Another important part of the problem is the pressure to always respond. AI systems are usually designed to be helpful, fast, and smooth. That sounds like a strength, but it also creates a hidden weakness. The model learns that giving an answer is better than staying silent. Instead of saying, “I am not sure,” it often produces its best possible guess. That guess may sound useful, but usefulness and truth are not always the same thing. In many cases, hallucinations are the result of a system being optimized to respond confidently, even when confidence is not justified.

Bias can also make hallucinations more harmful. A model does not just invent information in a neutral way. If it has absorbed unfair or distorted patterns from training data, it may produce false assumptions that reflect those patterns. It could exaggerate certain risks, reinforce stereotypes, or frame information in an unbalanced way. In this way, hallucination and bias can work together. The model is not only wrong, but wrong in ways that can mislead people socially, politically, or ethically. That is why the issue is not just about factual accuracy. It is also about fairness, accountability, and trust.

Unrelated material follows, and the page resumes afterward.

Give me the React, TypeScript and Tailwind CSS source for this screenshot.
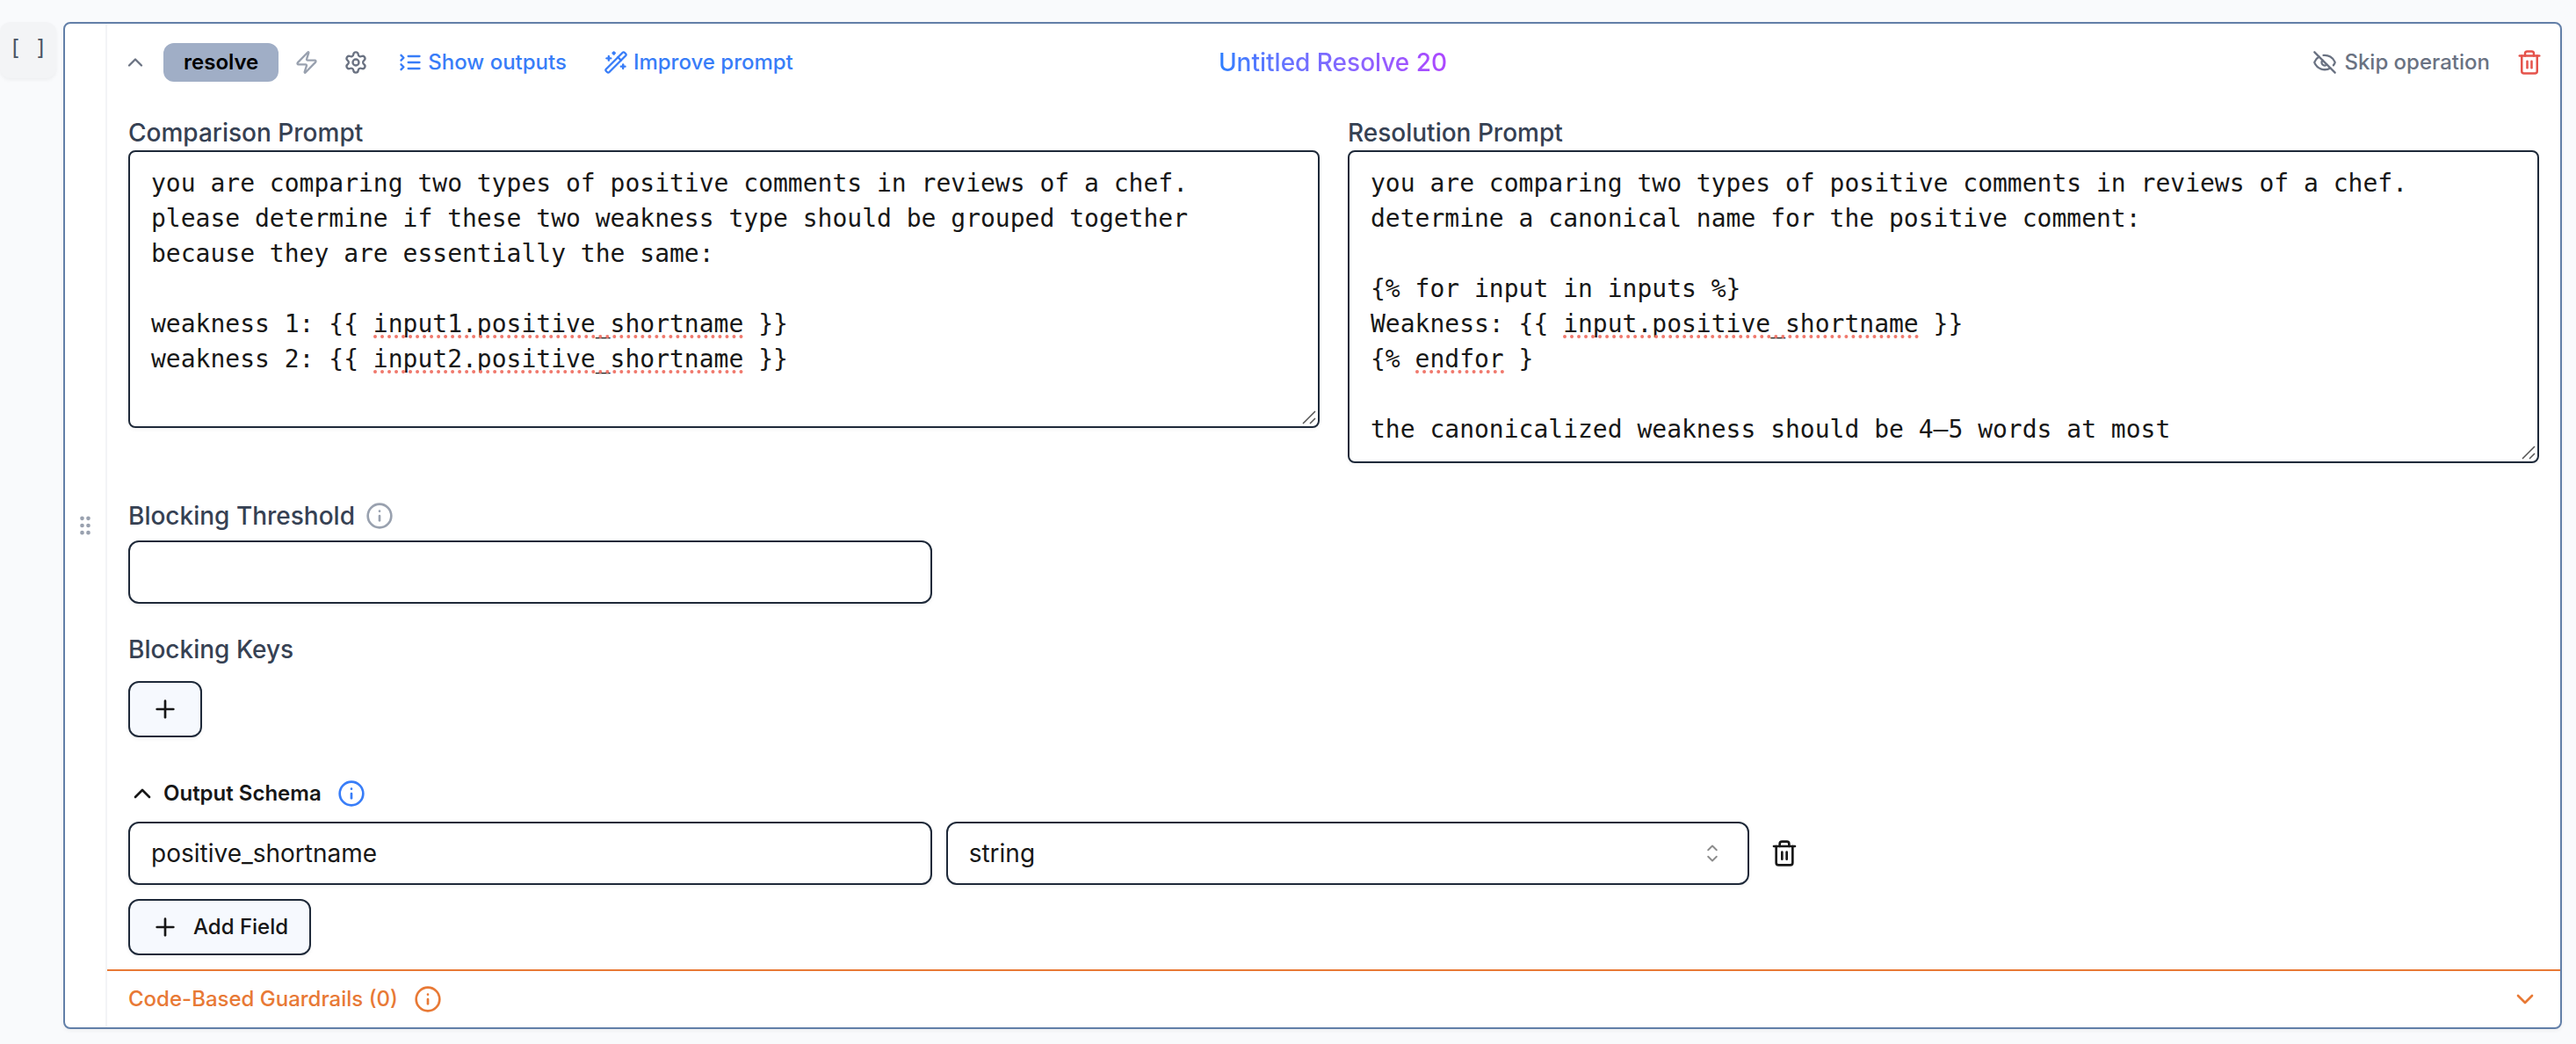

Many people assume that as AI becomes more advanced, hallucinations will naturally disappear. But the reality is more complicated. Stronger models can reduce some errors, yet still hallucinate in new ways. They may become better at sounding thoughtful while still producing unsupported claims. They may retrieve the right source but summarize it badly. They may answer more cautiously in one area and remain overconfident in another. In other words, progress in AI capability does not automatically mean progress in AI reliability. A model can become more impressive while still remaining flawed in ways that matter.

This is why solving hallucinations is not just about building bigger models. It is about creating better systems around them. Reliable AI needs grounding, verification, traceability, and oversight. It needs access to trusted information and mechanisms that help check whether an answer is supported. It also needs product design that values honesty over performance theater. Sometimes the most trustworthy answer is not a polished explanation. Sometimes it is a simple admission that the available evidence is weak or incomplete. Teaching AI to recognize that difference is part of building systems people can actually depend on.

Human oversight still matters for the same reason. AI can be fast and useful, but it should not automatically be treated as a final authority. In high-stakes contexts, people still need ways to verify outputs, review claims, and challenge unsupported answers before action is taken. Trust should come from evidence, not from tone. That is one of the most important lessons hallucinations have forced the AI world to confront. A system that sounds intelligent is not necessarily a system that deserves confidence.

In the end, AI hallucinations reveal a deeper truth about this technology. AI is becoming remarkably good at producing language that feels human, informed, and complete. But language is not the same thing as knowledge, and confidence is not the same thing as truth. Hallucinations exist in that gap. They happen when a system that is powerful at generating responses is mistaken for a system that always understands what is real. That gap may seem small during casual use, but it becomes enormous in any situation where trust truly matters.

If AI is going to play a larger role in everyday life, then hallucinations cannot be treated like a side issue. They are one of the clearest signs that modern AI still has a reliability problem at its core. The future of trustworthy AI will depend not only on making models more capable, but on making them more grounded, more transparent, and easier to verify. Until then, hallucinations will remain one of the biggest reasons people admire AI’s potential while still keeping one foot back from fully trusting it.